It looks like it’s game on for the lawsuit involving the Kitchener Rangers and The Michigan Daily newspaper.
Herschel Fink, the lawyer representing the University of Michigan student paper and reporter Matt Slovin, confirmed to Yahoo! Sports on Tuesday that his clients had both been served with libel notices.
“It’s really disturbing to me what the Rangers are doing and it’s bullying,” said Fink. “It’s bullying a student newspaper and student journalists who are reporting on a legitimate subject of public interest, particularly in the public interest of those who follow hockey.”
The Rangers are suing The Daily over a story published on July 2 in which Slovin reported – based on an anonymous OHL source – that Winnipeg Jets prospect Jacob Trouba had been offered $200,000 in lieu of an education package to play in the Ontario Hockey League this season. Such a payment would contravene the OHL’s rules pertaining to impermissible benefits. The Rangers hold the Canadian Hockey League rights to the standout defenceman, though he has been steadfast in his commitment to attend the University of Michigan and play hockey for the Wolverines.

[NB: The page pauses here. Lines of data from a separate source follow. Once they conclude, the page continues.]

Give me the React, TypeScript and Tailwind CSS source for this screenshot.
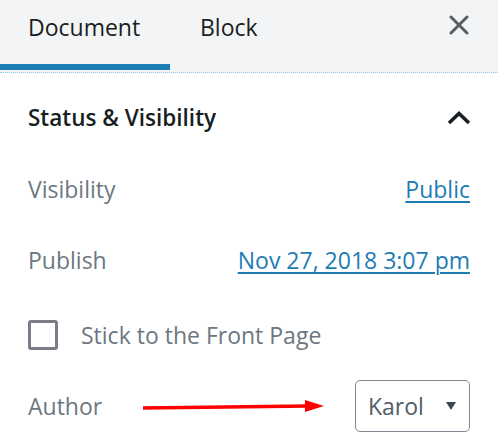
import React from "react";

export default function App() {
  const font = { fontFamily: '"Open Sans", "Noto Sans", sans-serif' };
  return (
    <div className="w-[498px] h-[445px] bg-white overflow-hidden" style={font}>
      {/* Header */}
      <div className="h-[73px] bg-[#f3f4f5] border-b border-dotted border-[#8ccbf0] flex items-start">
        <div className="w-[170px] h-[70px] border-b-[6px] border-[#1a7db6] pl-[28px] pt-[11px] text-[23px] leading-[32px] text-[#191e23]">
          Document
        </div>
        <div className="pl-[30px] pt-[11px] text-[23px] leading-[32px] text-[#191e23]">
          Block
        </div>
        <div className="ml-auto mr-[28px] mt-[14px]">
          <svg width="22" height="22" viewBox="0 0 22 22">
            <path d="M3 3 L19 19 M19 3 L3 19" stroke="#555d66" strokeWidth="3" strokeLinecap="round" />
          </svg>
        </div>
      </div>

      {/* Panel */}
      <div className="px-[28px] pt-[30px]">
        <div className="h-[30px] flex items-center justify-between">
          <span className="text-[22.5px] leading-[30px] font-semibold text-[#191e23]">Status &amp; Visibility</span>
          <svg width="24" height="14" viewBox="0 0 24 14" className="mr-[-1px]">
            <path d="M2 12 L12 2.5 L22 12" stroke="#191e23" strokeWidth="3.5" fill="none" />
          </svg>
        </div>

        <div className="mt-[41px] h-[30px] flex items-center justify-between text-[23px] leading-[30px]">
          <span className="text-[#6c7781]">Visibility</span>
          <span className="text-[#1e7cb4] underline underline-offset-[3px] decoration-[2px]">Public</span>
        </div>

        <div className="mt-[41px] h-[30px] flex items-center justify-between text-[23px] leading-[30px]">
          <span className="text-[#6c7781]">Publish</span>
          <span className="text-[#1e7cb4] underline underline-offset-[3px] decoration-[2px]">Nov 27, 2018 3:07 pm</span>
        </div>

        <div className="mt-[45px] h-[30px] flex items-center text-[23px] leading-[30px]">
          <div className="w-[30px] h-[30px] border-[3px] border-[#7c7b87] rounded-[3px]" />
          <span className="ml-[23px] text-[#6c7781]">Stick to the Front Page</span>
        </div>

        <div className="relative mt-[30px] h-[52px] flex items-center justify-between text-[23px] leading-[30px]">
          <span className="text-[#6c7781]">Author</span>
          <svg
            className="absolute left-[115px] top-[18px]"
            width="182"
            height="16"
            viewBox="0 0 182 16"
          >
            <path d="M0 10 L166 8" stroke="#ff0000" strokeWidth="3.5" />
            <polygon points="162,2 181,8 162,14" fill="#ff0000" />
          </svg>
          <div className="w-[115px] h-[52px] border border-[#7e8993] rounded-[5px] flex items-center pl-[12px] pr-[13px]">
            <span className="text-[#555d66]">Karol</span>
            <svg className="ml-auto" width="10" height="9" viewBox="0 0 10 9">
              <polygon points="0,0 10,0 5,8" fill="#40464d" />
            </svg>
          </div>
        </div>
      </div>
    </div>
  );
}
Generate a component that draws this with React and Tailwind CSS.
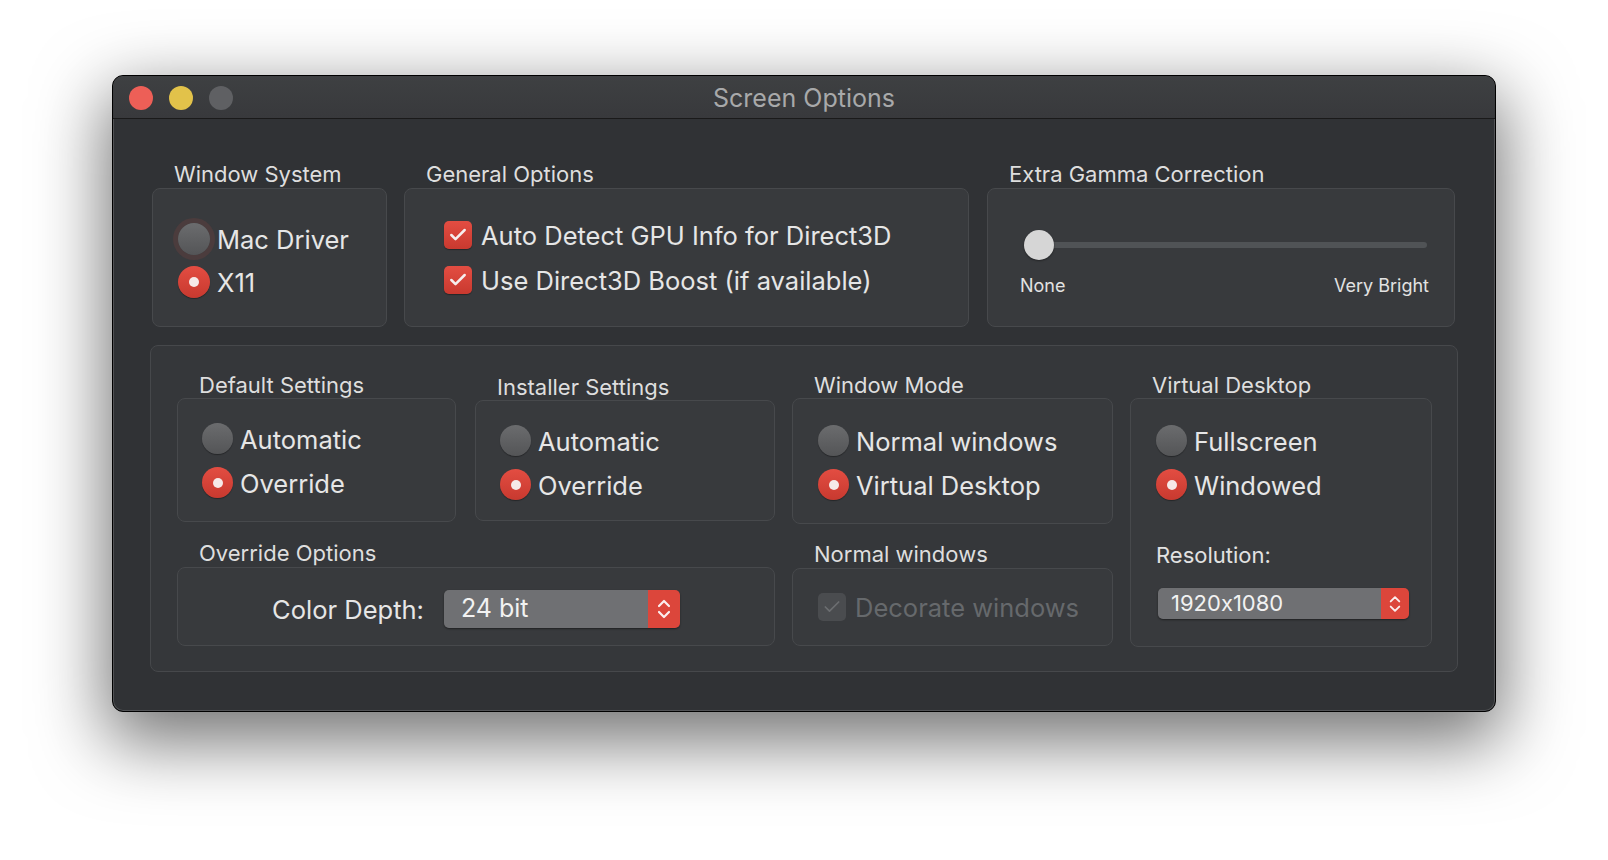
import { Check } from 'lucide-react'

const FONT = { fontFamily: 'Inter, "Noto Sans", sans-serif' }

function Radio({ checked, focused, size = 31 }) {
  const dim = size === 32 ? 'w-[32px] h-[32px]' : 'w-[31px] h-[31px]'
  if (checked) {
    return (
      <div className={`${dim} shrink-0 rounded-full bg-gradient-to-b from-[#e34d42] to-[#c8392f] shadow-[0_1px_1px_rgba(0,0,0,0.35)] flex items-center justify-center`}>
        <div className="w-[10px] h-[10px] rounded-full bg-[#f6e9e8]" />
      </div>
    )
  }
  return (
    <div
      className={`${dim} shrink-0 rounded-full bg-gradient-to-b from-[#6b6c6e] to-[#545557] ${
        focused ? 'shadow-[0_0_0_5px_#4b3c3d]' : 'shadow-[0_1px_1px_rgba(0,0,0,0.35)]'
      }`}
    />
  )
}

function RadioRow({ label, checked, focused, size }) {
  return (
    <div className="flex items-center gap-[7px] h-[31px]">
      <Radio checked={checked} focused={focused} size={size} />
      <span className="text-[25.5px] leading-[31px] text-[#e6e6e6] translate-y-[1px]">{label}</span>
    </div>
  )
}

function CheckRow({ label, disabled }) {
  return (
    <div className="flex items-center gap-[9px] h-[28px]">
      <div
        className={`w-[28px] h-[28px] shrink-0 rounded-[5px] flex items-center justify-center ${
          disabled ? 'bg-[#4a4c4f]' : 'bg-gradient-to-b from-[#e34d42] to-[#c9392f] shadow-[0_1px_1px_rgba(0,0,0,0.35)]'
        }`}
      >
        <Check size={20} strokeWidth={disabled ? 2 : 3} className={disabled ? 'text-[#6c6e71]' : 'text-[#f6eeee]'} />
      </div>
      <span className={`text-[25.5px] leading-[30px] translate-y-[1px] ${disabled ? 'text-[#66696c]' : 'text-[#e6e6e6]'}`}>{label}</span>
    </div>
  )
}

function Label({ children, className = '' }) {
  return (
    <div className={`h-[24px] text-[22px] leading-[24px] text-[#dedede] pl-[22px] ${className}`}>
      {children}
    </div>
  )
}

function Box({ className = '', children }) {
  return <div className={`rounded-[8px] border border-[#47494c] bg-[#383a3d] ${className}`}>{children}</div>
}

function Stepper({ big }) {
  return (
    <svg width={big ? 16 : 14} height={big ? 28 : 24} viewBox="0 0 16 28" fill="none" stroke="#fbeeee" strokeWidth="2.2" strokeLinecap="round" strokeLinejoin="round">
      <path d="M3 11 L8 6 L13 11" />
      <path d="M3 17 L8 22 L13 17" />
    </svg>
  )
}

function Select({ value, big }) {
  return (
    <div
      className={`flex rounded-[5px] overflow-hidden shadow-[0_1px_2px_rgba(0,0,0,0.45)] ${
        big ? 'w-[236px] h-[38px]' : 'w-[251px] h-[31px]'
      }`}
    >
      <div
        className={`flex-1 bg-[#6f7073] text-[#f2f2f2] flex items-center [font-feature-settings:'calt'_0] ${
          big ? 'text-[25px] pl-[17px]' : 'text-[22px] pl-[13px]'
        }`}
      >
        {value}
      </div>
      <div
        className={`bg-[#dc463b] flex items-center justify-center ${
          big ? 'w-[32px]' : 'w-[28px]'
        }`}
      >
        <Stepper big={big} />
      </div>
    </div>
  )
}

export default function App() {
  return (
    <div className="w-[1608px] h-[860px] bg-white overflow-hidden" style={FONT}>
      <div className="ml-[112px] mt-[75px] w-[1384px] h-[637px] rounded-[11px] border border-black bg-[#303235] shadow-[0_24px_70px_6px_rgba(0,0,0,0.55)] overflow-hidden">
        <div className="h-full rounded-[10px] shadow-[inset_0_0_0_1px_rgba(255,255,255,0.16)]">
          {/* title bar */}
          <div className="h-[43px] pt-[2px] flex items-center relative bg-gradient-to-b from-[#3e4042] to-[#38393c] border-b border-[#1a1a1a] rounded-t-[10px]">
            <div className="flex items-center gap-[16px] pl-[16px]">
              <div className="w-[24px] h-[24px] rounded-full bg-[#ed5f57]" />
              <div className="w-[24px] h-[24px] rounded-full bg-[#e2c24a]" />
              <div className="w-[24px] h-[24px] rounded-full bg-[#5f6063]" />
            </div>
            <div className="absolute inset-0 pt-[4px] flex items-center justify-center text-[25px] text-[#a8a9aa] pointer-events-none">
              Screen Options
            </div>
          </div>

          {/* content */}
          <div className="pt-[43px] px-[37px]">
            {/* top row */}
            <div className="flex mx-[2px] gap-[17px]">
              <div className="w-[235px]">
                <Label>Window System</Label>
                <Box className="mt-[2px] h-[139px] pt-[34px] pl-[25px] flex flex-col gap-[12px]">
                  <RadioRow label="Mac Driver" focused size={32} />
                  <RadioRow label="X11" checked size={32} />
                </Box>
              </div>
              <div className="w-[565px]">
                <Label>General Options</Label>
                <Box className="mt-[2px] h-[139px] pt-[32px] pl-[39px] flex flex-col gap-[17px]">
                  <CheckRow label="Auto Detect GPU Info for Direct3D" />
                  <CheckRow label="Use Direct3D Boost (if available)" />
                </Box>
              </div>
              <div className="w-[468px] ml-[1px]">
                <Label className="pl-[20px]">Extra Gamma Correction</Label>
                <Box className="mt-[2px] h-[139px] pt-[41px]">
                  <div className="ml-[36px] w-[403px] h-[30px] relative flex items-center">
                    <div className="ml-[15px] flex-1 h-[6px] rounded-full bg-[#505356]" />
                    <div className="absolute left-0 top-0 w-[30px] h-[30px] rounded-full bg-[#d6d6d6] shadow-[0_1px_2px_rgba(0,0,0,0.4)]" />
                  </div>
                  <div className="mt-[15px] pl-[32px] pr-[25px] flex justify-between text-[18px] leading-[22px] text-[#e2e2e2]">
                    <span>None</span>
                    <span>Very Bright</span>
                  </div>
                </Box>
              </div>
            </div>

            {/* bottom group */}
            <div className="mt-[18px] h-[327px] rounded-[8px] border border-[#46484b] bg-[#35373a] pt-[27px] pl-[26px] flex">
              <div className="w-[598px]">
                <div className="flex gap-[19px]">
                  <div className="w-[279px]">
                    <Label>Default Settings</Label>
                    <Box className="mt-[1px] h-[124px] pt-[24px] pl-[24px] flex flex-col gap-[13px]">
                      <RadioRow label="Automatic" />
                      <RadioRow label="Override" checked />
                    </Box>
                  </div>
                  <div className="w-[300px] mt-[2px]">
                    <Label>Installer Settings</Label>
                    <Box className="mt-[1px] h-[121px] pt-[24px] pl-[24px] flex flex-col gap-[13px]">
                      <RadioRow label="Automatic" />
                      <RadioRow label="Override" checked />
                    </Box>
                  </div>
                </div>
                <Label className="mt-[19px]">Override Options</Label>
                <Box className="mt-[2px] h-[79px] pt-[5px] flex items-center justify-center gap-[20px]">
                  <span className="text-[25.5px] text-[#e6e6e6] translate-y-[1px]">Color Depth:</span>
                  <Select value="24 bit" big />
                </Box>
              </div>

              <div className="w-[321px] ml-[17px]">
                <Label>Window Mode</Label>
                <Box className="mt-[1px] h-[126px] pt-[26px] pl-[25px] flex flex-col gap-[13px]">
                  <RadioRow label="Normal windows" />
                  <RadioRow label="Virtual Desktop" checked />
                </Box>
                <Label className="mt-[18px]">Normal windows</Label>
                <Box className="mt-[2px] h-[78px] pl-[25px] flex items-center">
                  <CheckRow label="Decorate windows" disabled />
                </Box>
              </div>

              <div className="w-[302px] ml-[17px]">
                <Label>Virtual Desktop</Label>
                <Box className="mt-[1px] h-[249px] pt-[26px] pl-[25px]">
                  <div className="flex flex-col gap-[13px]">
                    <RadioRow label="Fullscreen" />
                    <RadioRow label="Windowed" checked />
                  </div>
                  <div className="mt-[42px] text-[22px] leading-[26px] text-[#e2e2e2]">Resolution:</div>
                  <div className="mt-[20px] ml-[2px]">
                    <Select value="1920x1080" />
                  </div>
                </Box>
              </div>
            </div>
          </div>
        </div>
      </div>
    </div>
  )
}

On July 3, the Trouba family issued a statement through the university that began: “There is absolutely no truth or merit to the recent media reports that the Kitchener Rangers have offered Jacob any remuneration.”
This case has garnered national attention in both the U.S. and in Canada because of the number of intriguing facets to the case – sports, cross-border law, anonymous sourcing, the rights of journalists, and the ongoing war between the CHL and NCAA hockey.

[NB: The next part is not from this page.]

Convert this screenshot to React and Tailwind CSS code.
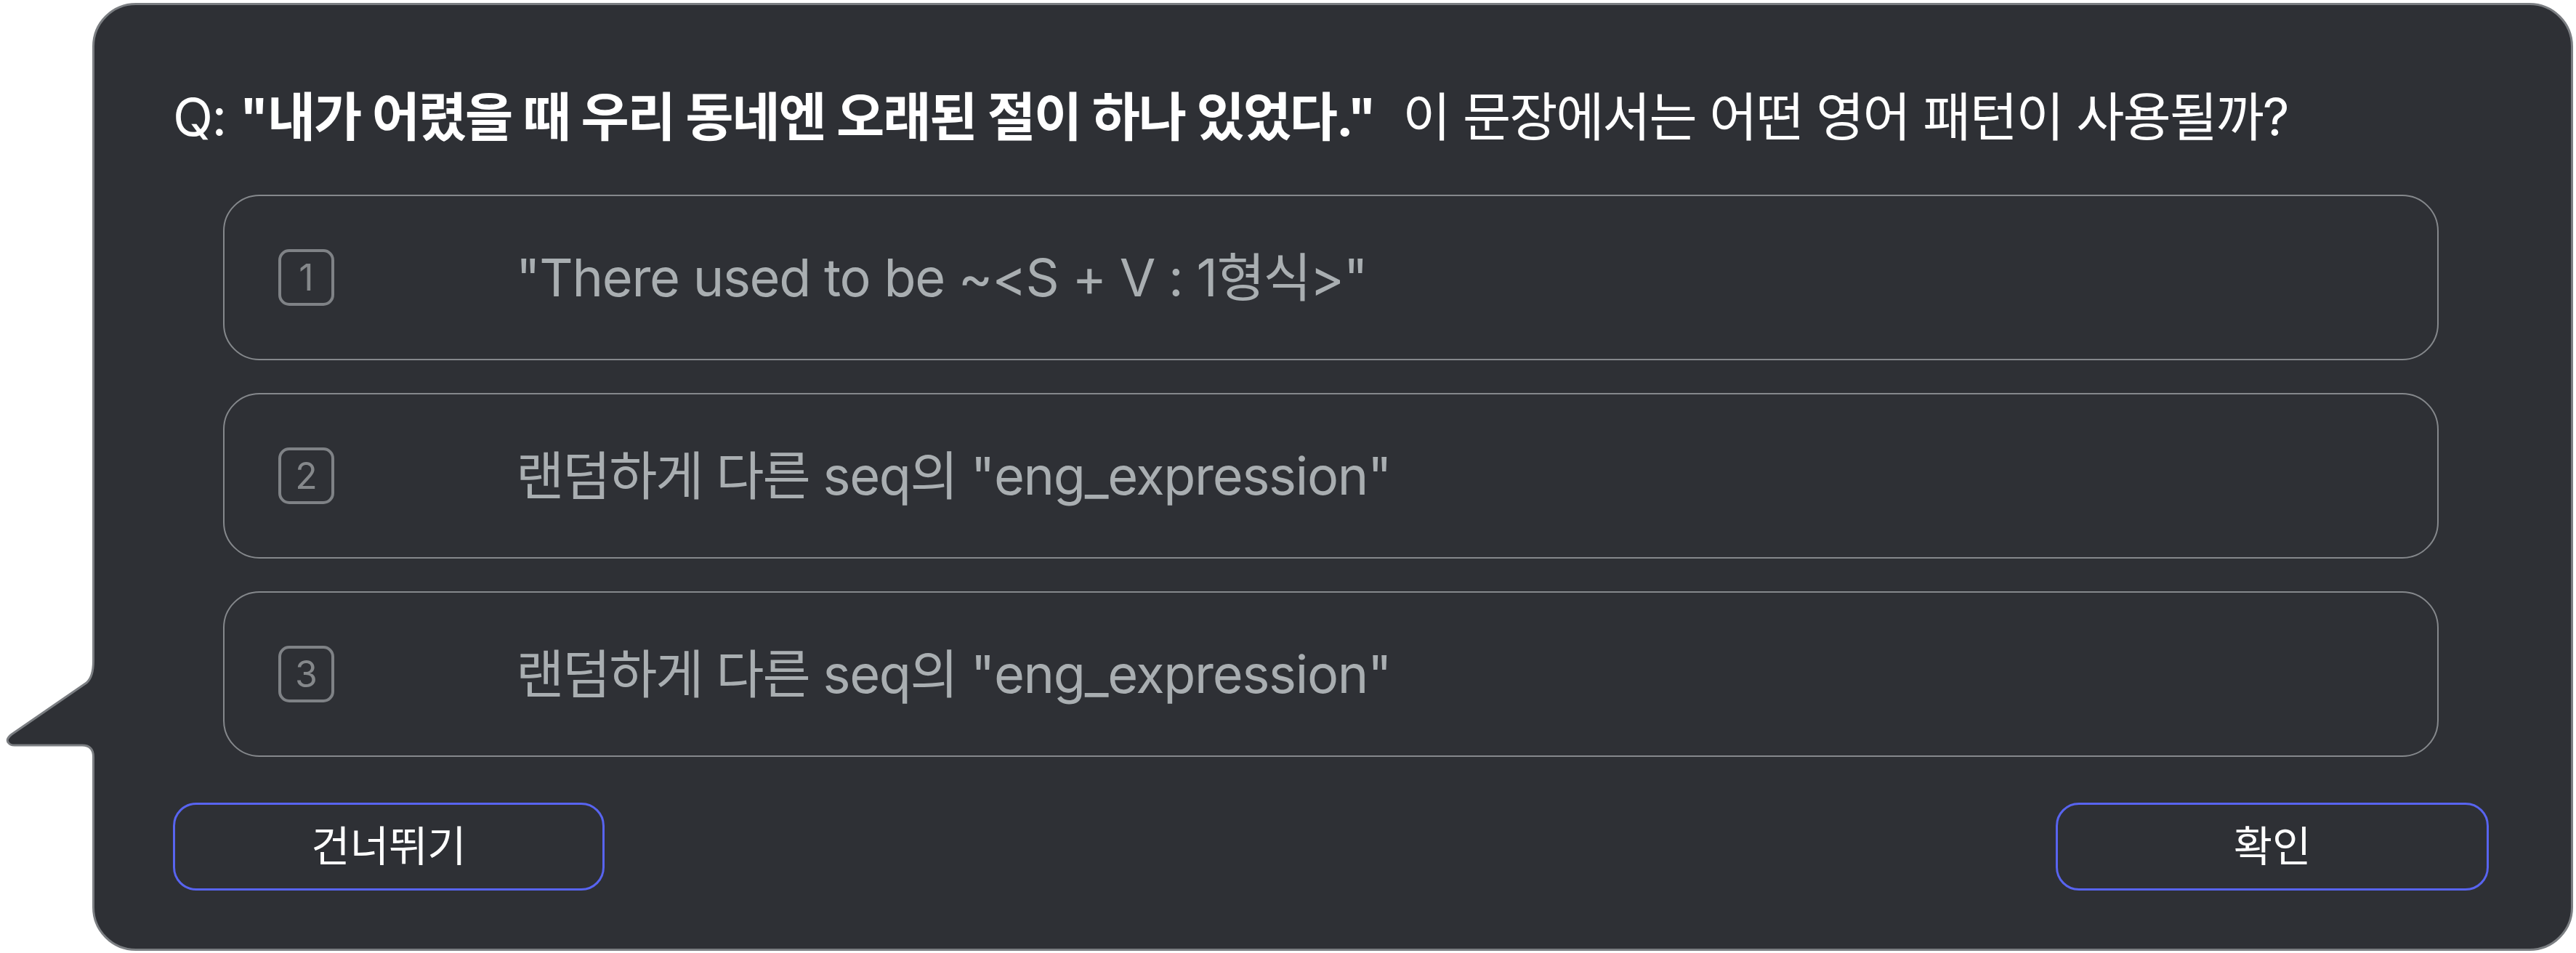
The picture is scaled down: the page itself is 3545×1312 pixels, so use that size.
import React from "react";

const HANGUL = /([\uAC00-\uD7A3]+)/;

function T({ text, k = "tracking-[-0.03em]" }) {
  const parts = text.split(HANGUL);
  return (
    <>
      {parts.map((p, i) =>
        HANGUL.test(p) ? (
          <span key={i} className={k}>
            {p}
          </span>
        ) : (
          <span key={i}>{p}</span>
        )
      )}
    </>
  );
}

function Option({ n, text }) {
  return (
    <div className="flex h-[228px] items-center rounded-[50px] border-2 border-[#85888c] pl-[74px]">
      <div className="flex h-[78px] w-[77px] shrink-0 items-center justify-center rounded-[15px] border-4 border-[#7f8286] text-[50px] leading-none text-[#85888b]">
        {n}
      </div>
      <div className="ml-[250px] whitespace-pre text-[72px] leading-none tracking-[-0.018em] text-[#a9aeb1]">
        <T text={text} />
      </div>
    </div>
  );
}

export default function App() {
  return (
    <div
      className="relative h-[1312px] w-[3545px] bg-white pl-[127px] pt-[4px]"
      style={{ fontFamily: 'Inter, "Noto Sans CJK KR", sans-serif' }}
    >
      <div className="relative flex h-[1305px] w-[3414px] flex-col rounded-[60px] border-[3px] border-[#7b7e82] bg-[#2e3035] pl-[108px] pr-[113px]">
        {/* speech tail */}
        <svg
          className="absolute left-[-130px] top-[893px]"
          width="140"
          height="160"
          viewBox="0 0 140 160"
        >
          <path
            d="M128.5 10 Q128.5 32 119 40 L16 111 Q7 118 12 123 Q14 126 20 126 L113 126 Q128.5 126 128.5 142 L140 142 L140 10 Z"
            fill="#2e3035"
          />
          <path
            d="M128.5 10 Q128.5 32 119 40 L16 111 Q7 118 12 123 Q14 126 20 126 L113 126 Q128.5 126 128.5 142"
            fill="none"
            stroke="#7b7e82"
            strokeWidth="3"
          />
        </svg>

        <div className="mt-[111px] h-[86px] whitespace-pre text-[72px] leading-[86px] tracking-[-0.02em] text-white">
          <T text="Q: " />
          <span className="font-bold">
            <T text={'"내가 어렸을 때 우리 동네엔 오래된 절이 하나 있었다."'} />
          </span>
          <T text={"  이 문장에서는 어떤 영어 패턴이 사용될까?"} />
        </div>

        <div className="ml-[69px] mr-[69px] mt-[64px] flex flex-col gap-[45px]">
          <Option n="1" text={'"There used to be ~<S + V : 1형식>"'} />
          <Option n="2" text={'랜덤하게 다른 seq의 "eng_expression"'} />
          <Option n="3" text={'랜덤하게 다른 seq의 "eng_expression"'} />
        </div>

        <div className="mt-[63px] flex justify-between">
          <button className="flex h-[121px] w-[594px] items-center justify-center rounded-[32px] border-[3px] border-[#5864f0] text-[58px] text-white">
            <T text="건너뛰기" k="tracking-normal" />
          </button>
          <button className="flex h-[121px] w-[596px] items-center justify-center rounded-[32px] border-[3px] border-[#5864f0] text-[58px] text-white">
            <T text="확인" k="tracking-normal" />
          </button>
        </div>
      </div>
    </div>
  );
}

That feud, said Fink, is what he believes is at the heart of Kitchener’s legal action.
“I think that The Daily and (Slovin) its columnist appear to be really pawns in some ongoing feud … between the Canadian Hockey League and the NCAA,” said Fink. “It’s really, as it occurs to me, nothing more than a PR battle, because I don’t see that the Rangers have anything to gain by proceeding in this case.”
According to Fink, The Daily was served its notice in person on Monday, while Slovin received his notice on Tuesday morning. The lawsuit was filed in a Kitchener court, which means both the paper and Slovin have 40 days from the time they have been served in order to file their statement of defence. The Rangers are seeking $1 million in damages – $500,000 in general damages and $500,000 in punitive damages.
Fink, a former reporter and editor himself, isn’t tipping his hand in terms of how he and his clients intend to proceed.
“There are a number of things we might consider doing in Canada,” said Fink, who worked as the night city editor for The Detroit News while he was going to law school. “I think, first of all, we could appear and oppose jurisdiction and argue that, simply, there is no jurisdiction whatsoever. As part of that we could also argue that the forum (in Kitchener) is inconvenient and ask that it could be dismissed because there is another very convenient forum – those are possibilities that would certainly have to be considered.”
The biggest fight between the two sides looks to be over where the case should be heard. Since the Rangers have filed suit in Canada, Fink is accusing the Rangers of forum shopping, since the libel laws in the U.S. generally tend to favour the defendants. He also notes that because the Rangers do business in the U.S. – particularly in Michigan – where the OHL’s Saginaw Spirit and Plymouth Whalers are located, the case should be heard by the U.S. courts.
“They clearly know where Detroit is and they clearly know the road,” said Fink. “They do business here. There are a lot of interesting possibilities, but I don’t know how far they want to take it.”
But as far as Ryder Gilliland, the lawyer representing the Rangers, is concerned - he believes they’re right to have their case heard in Kitchener.
“We are quite confident that the Ontario court does have jurisdiction given that the subject matter of the article is the Kitchener Rangers,” said Gilliland in an interview last week. “The story even quotes an OHL source, so it’s clearly dealing with Ontario matters and it clearly affects the Kitchener Rangers which are Ontario based.”
No matter where the suit ends up being heard – if it goes that far – one thing is certain: hockey fans, media, and lawyers alike will all be interested to see what happens next in this fascinating case.
“It’s almost a law school exam in international jurisprudence,” said Fink.